I would like to welcome all of you to Nova Measuring Instruments third-quarter 2010 results conference call and presentation, and thank management for hosting this call.
With us on the line today are Mr.
Gabi Seligsohn, President and Chief Executive Officer, and Mr.
Dror David, Chief Financial Officer.
I'd like to draw your attention to the presentation that accompanies today's call.
The presentation can be accessed and downloaded from a link on Nova's website at www.nova.co.il.
Before we begin, may I remind our listeners that certain information provided on this call may contain forward-looking statements and the Safe Harbor statement outlined in today's earnings release also pertain to this call.
If you have not received a copy of the press release, please view it in the Investor Relations or News section of the Company's website at www.nova.co.il.
In addition, during this call, certain non-GAAP financial measures will be discussed.
These are used by management to make strategic decisions, forecast future results and evaluate the Company's current performance.
Management believes that the presentation of non-GAAP financial measures is useful to investor's understanding and assessment of the Company's ongoing core operations and prospects for the future.
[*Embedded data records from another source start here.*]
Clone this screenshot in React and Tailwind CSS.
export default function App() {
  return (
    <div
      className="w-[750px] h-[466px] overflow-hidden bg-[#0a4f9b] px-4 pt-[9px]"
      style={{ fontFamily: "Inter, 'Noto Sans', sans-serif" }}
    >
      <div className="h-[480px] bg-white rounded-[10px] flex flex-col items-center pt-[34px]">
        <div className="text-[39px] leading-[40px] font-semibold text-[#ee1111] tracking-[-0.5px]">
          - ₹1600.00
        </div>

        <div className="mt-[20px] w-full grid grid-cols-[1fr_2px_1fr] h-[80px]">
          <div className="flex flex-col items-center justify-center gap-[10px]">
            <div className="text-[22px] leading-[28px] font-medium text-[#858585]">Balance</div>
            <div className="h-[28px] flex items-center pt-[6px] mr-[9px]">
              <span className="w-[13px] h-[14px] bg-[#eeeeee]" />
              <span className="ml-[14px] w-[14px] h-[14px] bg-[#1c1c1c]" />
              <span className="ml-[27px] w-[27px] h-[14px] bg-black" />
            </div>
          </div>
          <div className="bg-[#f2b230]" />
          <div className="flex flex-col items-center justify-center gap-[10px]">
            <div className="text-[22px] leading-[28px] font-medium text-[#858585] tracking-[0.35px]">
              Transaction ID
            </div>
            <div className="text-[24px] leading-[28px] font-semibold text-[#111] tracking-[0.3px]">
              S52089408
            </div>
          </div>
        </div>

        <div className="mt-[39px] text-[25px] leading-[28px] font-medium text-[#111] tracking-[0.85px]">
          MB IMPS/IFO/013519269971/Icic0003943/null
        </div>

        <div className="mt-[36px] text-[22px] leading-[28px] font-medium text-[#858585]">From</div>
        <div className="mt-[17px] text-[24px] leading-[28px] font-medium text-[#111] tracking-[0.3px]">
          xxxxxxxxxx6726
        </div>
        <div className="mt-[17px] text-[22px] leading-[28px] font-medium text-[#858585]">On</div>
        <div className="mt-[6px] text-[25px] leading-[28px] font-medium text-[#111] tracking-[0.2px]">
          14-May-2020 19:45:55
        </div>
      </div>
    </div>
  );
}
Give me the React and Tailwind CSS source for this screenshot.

Gabi will begin the call with a business update, followed by Dror with an overview of the third-quarter financials.
We will then follow with the question-and-answer session.
I would now like to hand the call over to Mr.
Gabi Seligsohn, Nova's president and CEO.
Gabi, go ahead please.
Gabi Seligsohn - President & CEO
Thank you, Kenny, and thank you everyone for joining today's call.
Q3 was another excellent quarter with record performance achieved in all aspects of our business.
Bookings during the quarter were at record high levels, providing us a solid revenue foundation for the fourth quarter, and well into the first quarter of 2011.
As previously mentioned, the extended use of our products by leading manufacturers has deepened our partnerships with them, and we are now part of a larger capital expenditure plan.
This state of affairs provides us with better visibility, enables operational flexibility, and allows us to meet challenging lead time requirements.
During the third quarter, we continued to execute on our strategy of expanding our customer base with a standalone metrology product line, adding two new Foundry customers, and one new Memory customer.
This trend has continued throughout the year and provides an excellent platform for our future growth next year, which I will discuss later in today's call.
On the integrated metrology front, we continued to enjoy leading market share and record level business volumes, with many fabs ordering and installing dozens of tools per fab.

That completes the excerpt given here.